Although it looks like a special directive, the * is simply the most generic wildcard possible, as it will match absolutely any string. This also suggests that we are able to do more advanced pattern matching like RegEx, for example.

Note that the patterns are case sensitive.

A less well-known feature of the bash implementation of case is that you can end the statement with ;;& or ;& instead of only ;;. While ;; means that none of the other statements will be executed, if you end a statement with ;;& all subsequent cases will still be evaluated. If you end a statement with ;&, the case will be treated as having matched.

#!/bin/bash

read -p "Give me a word: " input
echo -en "That's "
case $input in
  *[[:digit:]]*) echo -en "numerical " ;;&
  *[[:lower:]]*) echo -en "lowercase " ;;&
  *[[:upper:]]*) echo -en "uppercase " ;;&
  *) echo "input." ;;
esac

$ ./case1.sh
Give me a word: Hello 123
That's numerical lowercase uppercase input.

This feature is specific to the bash shell; it is not a standard feature of the Bourne shell, so if you need to write a portable script, do not expect this to work. It will cause a syntax error message on other shells.

This post has covered the various ways of controlling conditional execution — from the simple if/then/else construct, through the different things that can be done with test, through to the more flexible case statement for matching against different sets of input.

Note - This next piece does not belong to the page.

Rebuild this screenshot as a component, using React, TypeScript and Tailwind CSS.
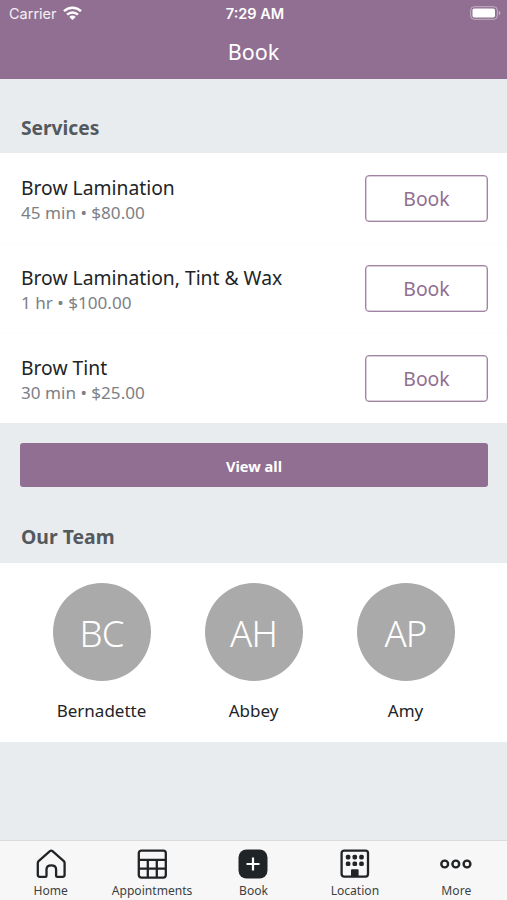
import type { ReactNode } from "react";

const services = [
  { name: "Brow Lamination", duration: "45 min", price: "$80.00" },
  { name: "Brow Lamination, Tint & Wax", duration: "1 hr", price: "$100.00" },
  { name: "Brow Tint", duration: "30 min", price: "$25.00" },
];

const team = [
  { name: "Bernadette", initials: "BC" },
  { name: "Abbey", initials: "AH" },
  { name: "Amy", initials: "AP" },
];

function HomeIcon() {
  return (
    <svg width="32" height="32" viewBox="0 0 32 32" fill="none" stroke="#212427" strokeWidth="2.3" strokeLinejoin="round" strokeLinecap="round">
      <path d="M2.8 15c0-.8.3-1.4.8-1.9L14.9 3.2c.8-.7 1.8-.7 2.6 0l11.3 9.9c.5.5.8 1.1.8 1.9v11.8c0 1.2-.8 2-2 2h-5.4c-.7 0-1.1-.4-1.1-1.1v-6.2c0-2.5-1.9-4.2-4.8-4.2s-4.8 1.7-4.8 4.2v6.2c0 .7-.4 1.1-1.1 1.1H4.8c-1.2 0-2-.8-2-2z" />
    </svg>
  );
}

function CalendarIcon() {
  return (
    <svg width="32" height="32" viewBox="0 0 32 32" fill="none" stroke="#212427" strokeWidth="2.3">
      <rect x="2.8" y="2.6" width="27" height="27" rx="2.5" />
      <path d="M2.8 11.9h27M2.8 20.6h27M11.8 11.9v17.7M20.8 11.9v17.7" />
    </svg>
  );
}

function BookIcon() {
  return (
    <svg width="32" height="32" viewBox="0 0 32 32">
      <rect x="1.5" y="1.5" width="29" height="29" rx="8" fill="#212427" />
      <path d="M16 9.5v13M9.5 16h13" stroke="#fff" strokeWidth="2.2" />
    </svg>
  );
}

function LocationIcon() {
  return (
    <svg width="32" height="32" viewBox="0 0 32 32">
      <rect x="2.6" y="2.6" width="26.4" height="26" rx="2.5" fill="none" stroke="#212427" strokeWidth="2.3" />
      <g fill="#212427">
        {[6.8, 13.5, 20.2].map((x) => (
          <g key={x}>
            <rect x={x} y="6.8" width="4.6" height="4.6" rx="1.6" />
            <rect x={x} y="13.4" width="4.6" height="4.6" rx="1.6" />
          </g>
        ))}
        <path d="M12 29v-6.5c0-.8.5-1.3 1.3-1.3h5c.8 0 1.3.5 1.3 1.3V29z" />
      </g>
    </svg>
  );
}

function MoreIcon() {
  return (
    <svg width="32" height="32" viewBox="0 0 32 32" fill="none" stroke="#212427" strokeWidth="2.4">
      <circle cx="4.7" cy="16" r="3.4" />
      <circle cx="15.8" cy="16" r="3.4" />
      <circle cx="27" cy="16" r="3.4" />
    </svg>
  );
}

const tabs: { label: string; icon: ReactNode }[] = [
  { label: "Home", icon: <HomeIcon /> },
  { label: "Appointments", icon: <CalendarIcon /> },
  { label: "Book", icon: <BookIcon /> },
  { label: "Location", icon: <LocationIcon /> },
  { label: "More", icon: <MoreIcon /> },
];

function StatusBar() {
  return (
    <div className="grid h-7 grid-cols-3 items-center pr-1.5 pl-[9px] font-['Inter',sans-serif] text-[14.5px] text-white">
      <div className="flex items-center gap-1.5 text-white/90">
        <span>Carrier</span>
        <svg className="-mt-0.5" width="19" height="14" viewBox="0 0 19 14" fill="none" stroke="#fff" strokeWidth="2.5">
          <path d="M1 5.2a12.2 12.2 0 0 1 17 0M4.1 8.6a7.8 7.8 0 0 1 10.8 0" />
          <path d="M9.5 14 6.3 10.9a4.6 4.6 0 0 1 6.4 0z" fill="#fff" stroke="none" />
        </svg>
      </div>
      <div className="text-center font-semibold">7:29 AM</div>
      <svg className="-mt-0.5 justify-self-end" width="31" height="14" viewBox="0 0 31 14">
        <rect x="0.7" y="0.7" width="26.6" height="12.6" rx="3.5" fill="none" stroke="#fff" strokeOpacity="0.45" />
        <rect x="2.5" y="2.5" width="22.5" height="9" rx="1.8" fill="#fff" />
        <path d="M28.8 5v4c.9-.3 1.5-1.1 1.5-2s-.6-1.7-1.5-2z" fill="#fff" fillOpacity="0.5" />
      </svg>
    </div>
  );
}

export default function App() {
  return (
    <div className="flex h-[900px] w-[507px] flex-col overflow-hidden bg-[#e8ecef] font-['Noto_Sans',sans-serif] text-[#212427]">
      {/* Header */}
      <header className="h-[79px] shrink-0 bg-[#916f92]">
        <StatusBar />
        <h1 className="pt-1.5 text-center text-[21.5px] leading-9 text-white">Book</h1>
      </header>

      <main className="flex-1">
        {/* Services */}
        <h2 className="flex h-[74px] items-end px-[21px] pb-[11px] text-[19.2px] leading-7 font-bold text-[#54595e]">Services</h2>
        <ul className="bg-white pt-px">
          {services.map((s) => (
            <li key={s.name} className="flex h-[90px] items-center justify-between border-b border-[#fcfcfc] pr-[19px] pl-[21px] last:h-[89px] last:border-0">
              <div className="pt-[5px]">
                <div className="text-[19.3px] leading-6">{s.name}</div>
                <div className="text-[17.1px] leading-[26px] text-[#7c8085]">
                  {s.duration} • {s.price}
                </div>
              </div>
              <button className="h-[47px] w-[123px] rounded border border-[#a084a1] pt-px text-[19.4px] text-[#916f92] shadow-[inset_0_0_0_0.5px_#b59fb6]">
                Book
              </button>
            </li>
          ))}
        </ul>
        <div className="pt-5 pr-[19px] pl-5">
          <button className="block h-11 w-full rounded-[3px] bg-[#916f92] pt-[3px] text-[14.6px] font-bold text-white">View all</button>
        </div>

        {/* Team */}
        <h2 className="flex h-[76px] items-end px-[21px] pb-3 text-[19.4px] leading-7 font-bold text-[#54595e]">Our Team</h2>
        <ul className="flex h-[179px] justify-center gap-[54px] bg-white pt-5">
          {team.map((m) => (
            <li key={m.name} className="flex w-[98px] flex-col items-center">
              <div className="flex size-[98px] items-center justify-center rounded-full bg-[#aaaaaa] pt-0.5 text-[36.5px] font-light tracking-[-0.8px] text-white">
                {m.initials}
              </div>
              <div className="mt-[18px] text-[17px] leading-6">{m.name}</div>
            </li>
          ))}
        </ul>
      </main>

      {/* Tab bar */}
      <nav className="grid h-[60px] shrink-0 grid-cols-5 border-t border-[#d9dadc] bg-[#f7f7f7]">
        {tabs.map((t) => (
          <a key={t.label} className="flex flex-col items-center pt-[7px]">
            {t.icon}
            <span className="mt-0.5 text-[12.1px] leading-[18px] text-[#3c3f42]">{t.label}</span>
          </a>
        ))}
      </nav>
    </div>
  );
}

I must admit that writing about shell programming seemed like two or three posts tops in the beginning, but there is a lot to be covered, and even this and previous posts are not even the half of everything that can be learned about topics I've written about. I really recommend Advanced Bash-Scripting Guide and Classic Shell Scripting if you want to learn shell programming in more depth. I'll write a bit about Positional parameters, exit codes and (hopefully) functions in the next one. Thanks for reading!